What's the latest big thing? Apart from 4K and raw? Well, if you're a broadcaster or a production house and you need to work on multiple productions, it's just possible that you're starting to think of using a cloud service provider
We've said this before: just because your product has a network connection doesn't make it a cloud product. If you're going to move across to the cloud, you need a service provider that understands workflows and accommodates the nuances you'll encounter when working seriously in the cloud.
"I'd like a book, please"
And then there's the question of what exactly you want your cloud provider to do. Saying: "I want to move to a cloud provider" is a bit like walking into a bookshop and proclaiming "I'd like a book, please". You need to be rather more specific than that.
Already there are some very serious and credible players in the cloud marketplace. There's room for several because it's such a diverse field. Each has their own take on being a cloud media services provider and so they're rather hard to compare, except superficially. Sometimes you have to look at the users to really understand what the specific advantages of each might be.
IO Gates has been around for a decade, which, in cloud terms, is almost equivalent to "for ever". This puts them in a very good position, because if you've been around for that long, you've probably found some very good answers to the problems endemic to providing a cloud service.
You find this a lot with companies who have been around since the dawn of their specific technological field. For example, Quantel, who were manipulating video on computers in an era when most PCs only had a 40 character green screen (with absolutely no graphics capability) have some useful tricks in their gene pool which they only have because it was so difficult to do almost anything way back then.

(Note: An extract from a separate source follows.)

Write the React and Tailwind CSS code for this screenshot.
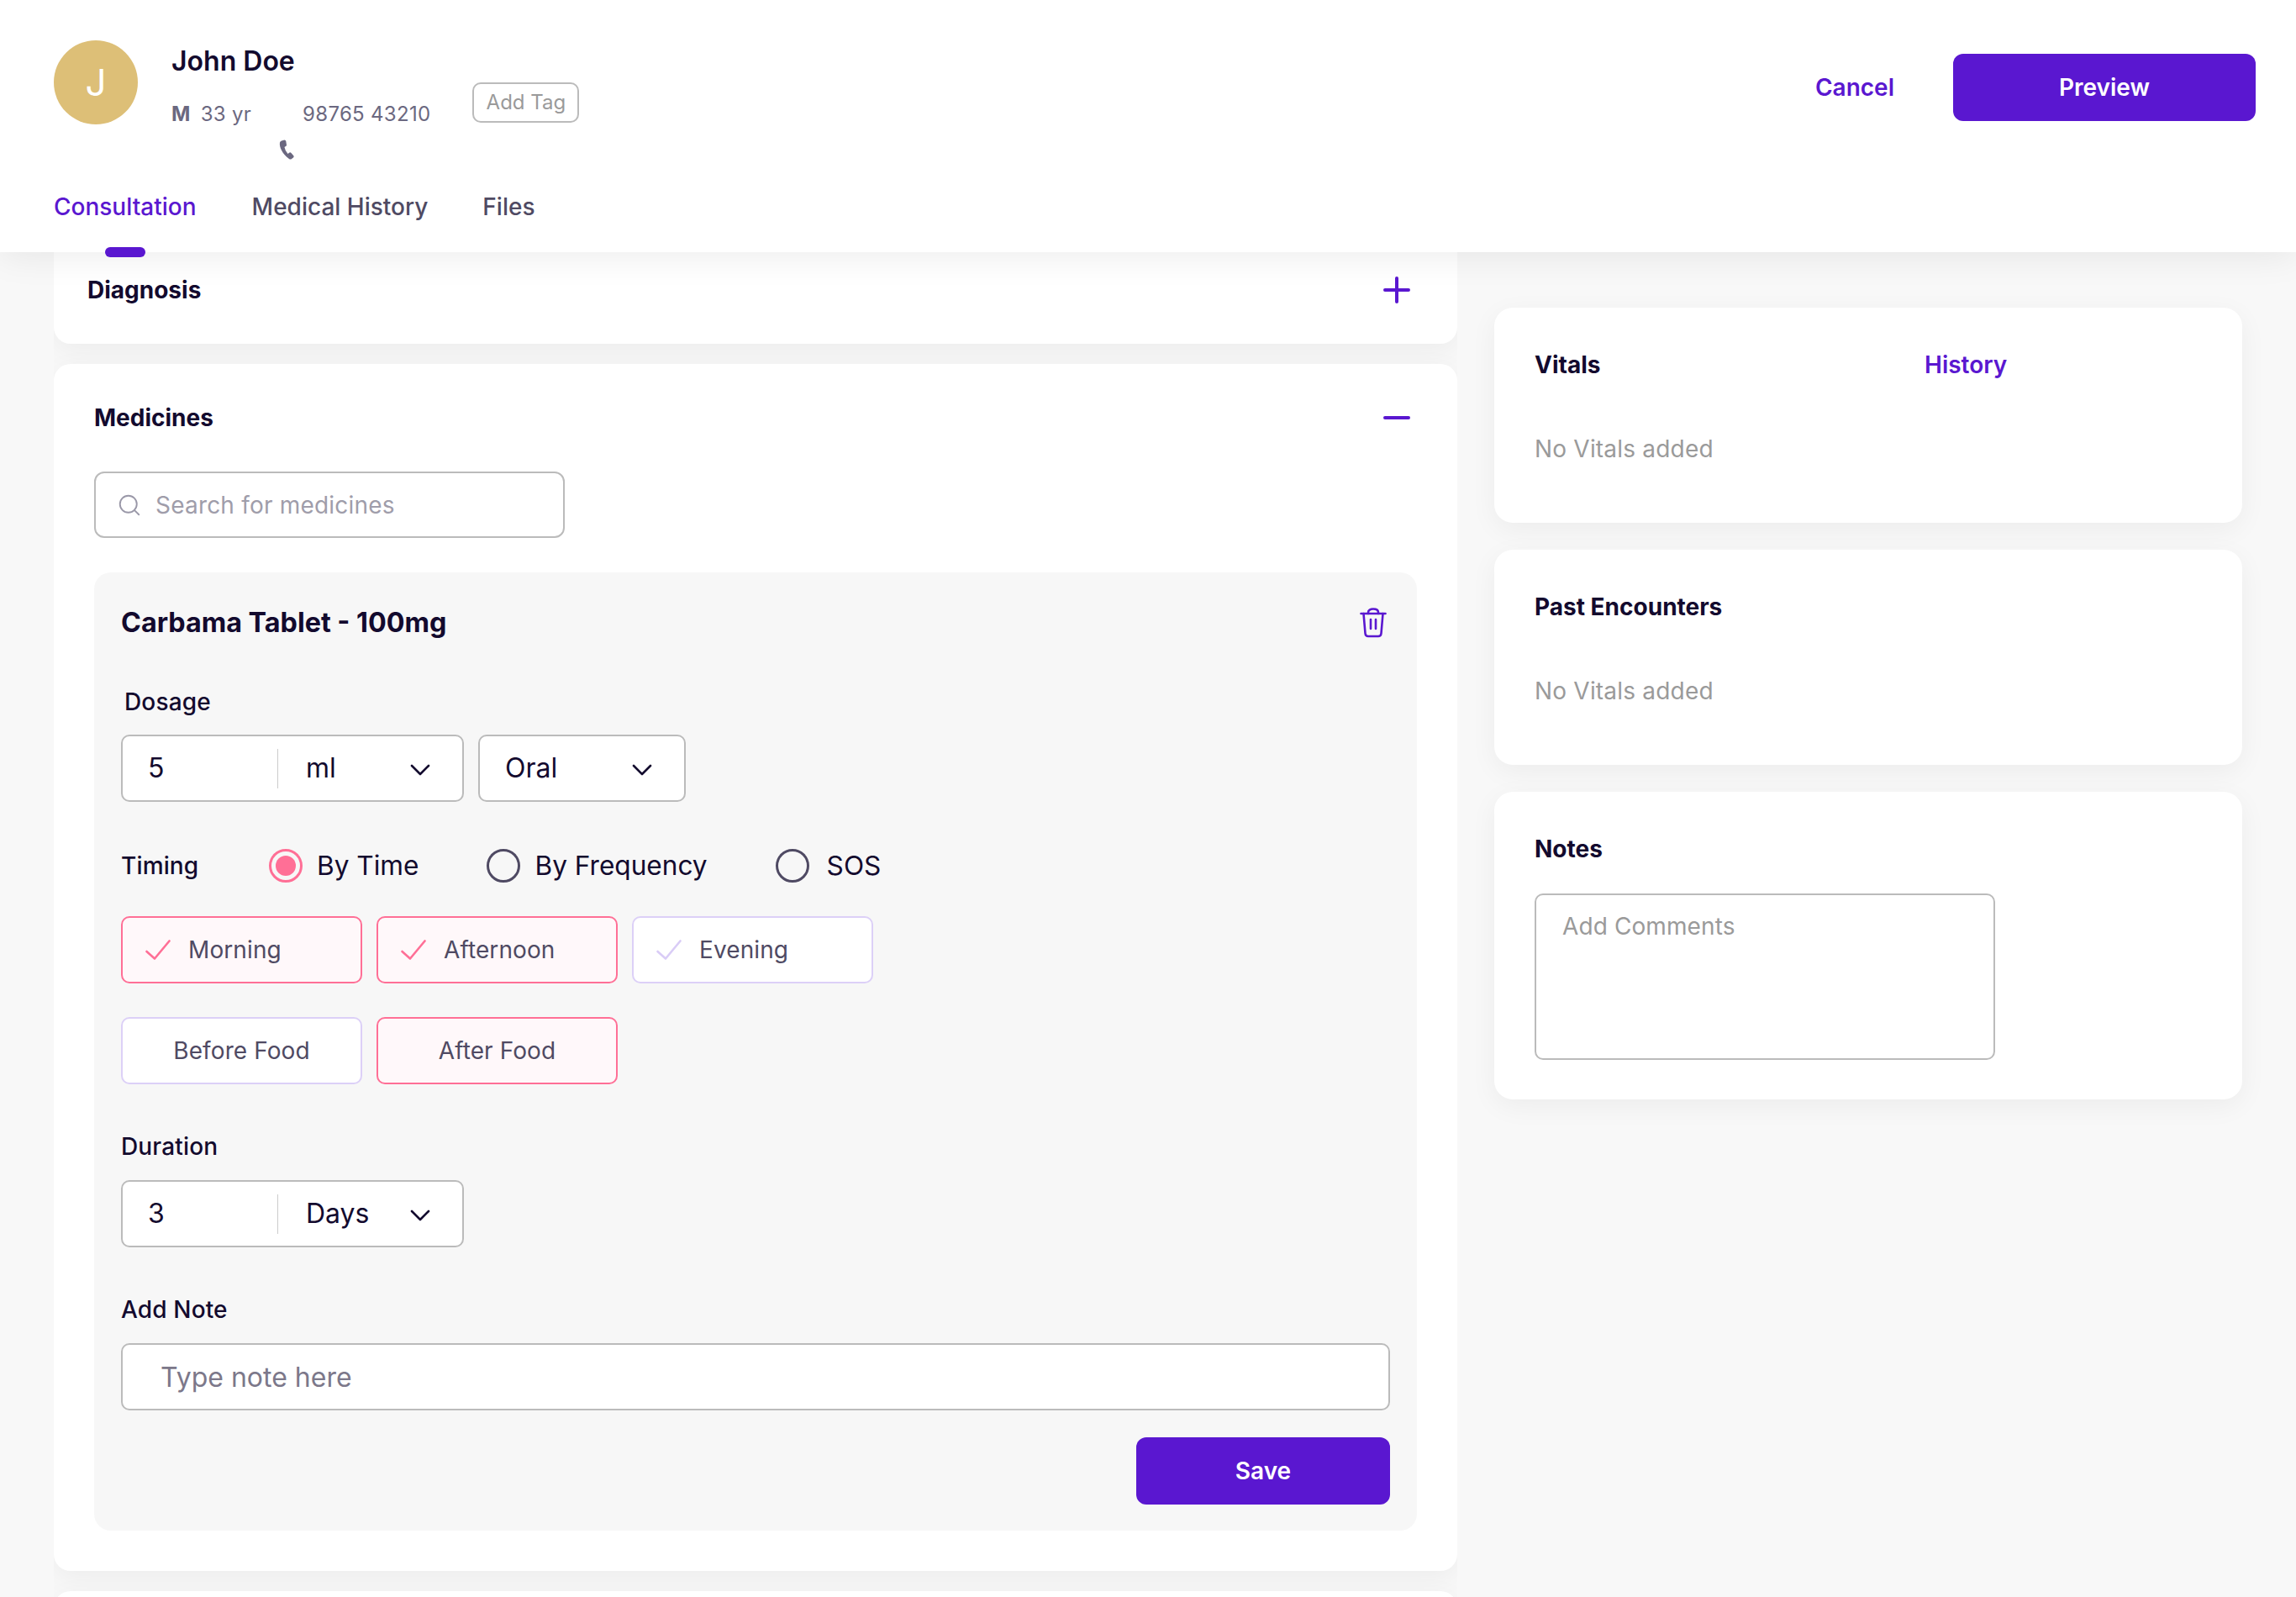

It's the same with IO Gates. Although the timescales are shorter, they have capable solutions for most of the obstacles you come across in offering a cloud production service.
If you fast forward today, you find that they have a very comprehensive offering that allows users to effectively outsource much of their production workflow, particularly where it involves libraries, archives and, transcoding and quality control.
A key element in the structure of IO Gates is the idea of a library. IO Gates is not merely project-based but is enterprise or facility-wide. So when you look at the main screen, you see a hierarchical overview of the entire operation. This is a big gain for busy production facilities because it makes it very easy to multi-purpose and re-use assets.
Further down the line, the built-in transcoding means that all the complexity of dealing with multiple formats is abstracted from the users, letting them concentrate on the quality of their work.
Acknowledging the day-to-day practicalities of delivering media to and from broadcasters, the system even includes quality assurance tests, based on standardised appraisal techniques, and can even "top and tail" clips and programmes automatically to whatever specification is required.
We're going to hear a lot more about cloud production in the very near future, but it's encouraging to see such well-developed products that are already in use by multiple clients.